There has been a lot of news lately about a growing bed bug problem, and the summer months are their busiest time of year. But there are things you can do to protect your four-legged friend.

Charlotte Reed loves to travel with her dog, but worries about exposing her pet to bed bugs when on the road.

It's a valid concern, says research entomologist Jeffery White of Bedbug Central. In fact, a recent survey found 67 percent of pest management companies have treated bed bugs in hotel rooms. And he says all pets are fair game.

"Dogs, cats, birds, guinea pigs. Any pet, for instance, could be a food source for a bed bug," White said.

And while bed bugs don't tend to live on pets long term - like fleas and ticks - that doesn't mean your pet can't bring them home, warns American Veterinary Medical Association's Kimberly May.

"Pets can transport bedbugs, just mechanically, the bed bug hitches a ride on your pet and gets into your house," May said.

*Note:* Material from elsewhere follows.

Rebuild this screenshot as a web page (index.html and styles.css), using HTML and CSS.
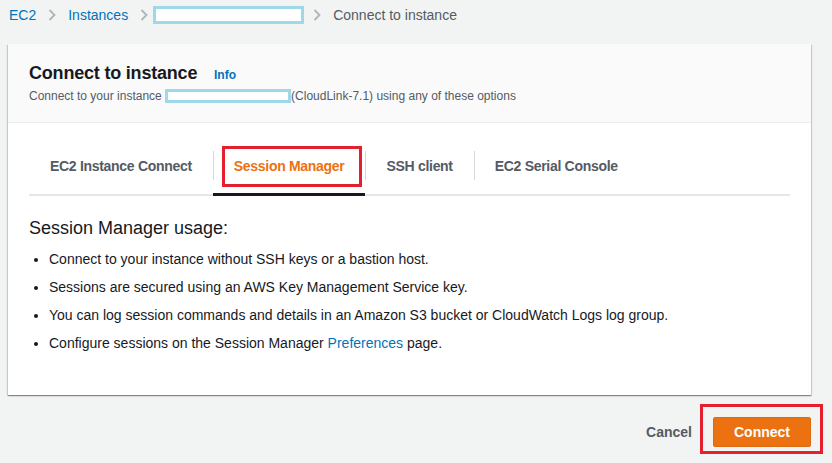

Or, more commonly, they can snuggle up in your pet's bedding.

"Their carrier could have a bed bug inside of it and that's how you introduce bed bugs into your home," White said.

So how can you keep your pets and your home safe?

First, experts say, when traveling, thoroughly inspect your hotel room for bugs before you bring your pet through the door. The bugs are visible to the naked eye.

"One of the most common areas that you want to inspect when you stay in a hotel room is either the headboard, where bed bugs will typically hide, or the bottom of the box spring," White said.

Second, consider leaving your pets' bedding in the bathroom, where there will be less chance of bugs.

"Keep it separate. Keep it closed if you can," May said.

And consider treating the carrier with a pet-safe bed bug repellent spray.

"I always spray the carrier prior to leaving my house," Reed said.

When you check out, make sure to examine your pet's bedding thoroughly and take further precautions once you get home.

"Immediately launder it in the hottest water that you can. If there are any rips or holes in it, you want to discard it," May said.

And consider laundering your pet as well.

"Have them bathed and groomed before you even take them to your house," May said.

While none of these precautions can guarantee to keep your pets and home bed-bug free, experts say they can cut down the risk.

Unlike fleas and ticks, bed bugs aren't known to carry disease. Their bites are merely irritating and itchy to pets and people.

Also, while there's no research to prove that flea and tick sprays can help keep pets bed bug free, experts say it can't hurt to use them and will at least keep your pet protected from other, more dangerous parasites.